Christina Z. Anderson wrote:
>
> Whoops, I did not make my post clear; I have no problem or question with the
> not using the K layer. That makes sense. My question is this:
> with CMYK does the C print cyan, the M print magenta, and the Y print
> yellow, as Livick says, or does the C print red, the M print green, the Y
> print blue??? And if C prints C and M M and Y Y, why is that not the case
> with RGB, too? Mind you, I've never done CMYK seps or felt the need to,
> having come to gum before digineg seps were possible and the option was
> color seps in the darkroom with RGB filters...
Chris,
You were making tricolor gum prints before imagesetters? Before laser
printers? There were people making tricolor gum prints from digital
separations for a long time before inkjet printers got to where they
could do a reasonable job on digital negatives. But I must say that if
you made your early color separations in the darkroom with filters, I am
very impressed. I know Dave's done this, and I think Sam has done it,
but I've never done it myself.
I've been thinking about this whole question of why some people prefer
CMYK and others prefer RGB, and it seems to me that perhaps you could
make a case for the proposition that people who came to color gum
printing from color photography think in terms of color photography
when approaching gum printing, and the RGB route makes more sense to us.

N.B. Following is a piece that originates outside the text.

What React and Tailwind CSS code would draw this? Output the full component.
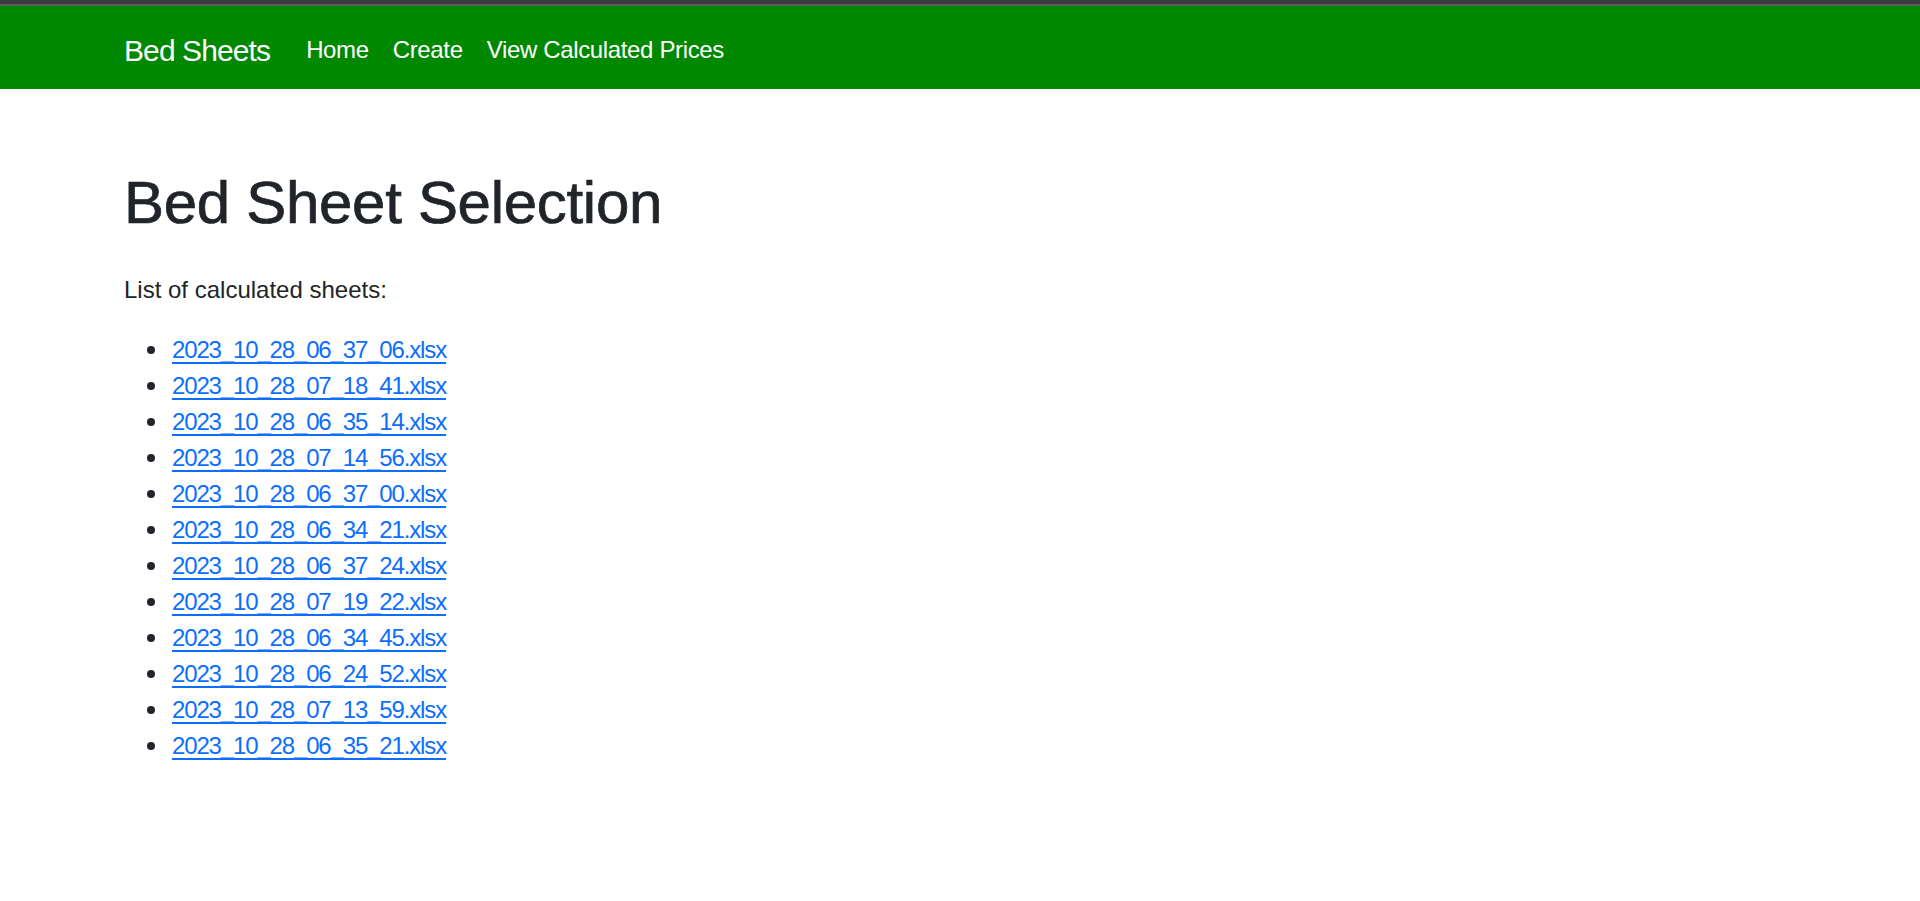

But for people coming from printmaking, or from commercial printing or
pre-press, then the CMYK route may seem more logical. Just a thought....
But to your question: With CMYK the separations print the color layer of
their own name. With RGB, Photoshop isn't smart enough to change the
name of the channels to Cyan, Magenta and Yellow when the RGB file is
inverted to CMY, so you have to do that in your own mind, reminding
yourself that Red is now Cyan, Green is now Magenta, Blue is now
Yellow, unless you use the easy Multichannel route I described last
week, in which case the channels are actually named Cyan, Magenta and
Yellow. (However this is true even if you don't invert the file. They
are spot channels, which is another commercial-printing thing.)
One thing that might be confusing is that when you invert the RGB image,
what you're looking at onscreen is the negative of the CMY image,
whereas when you're looking at the CMYK image onscreen, you're looking
at the positive, and you either have to invert again or check "Print
Negative" in Page Setup to get the separations as negatives.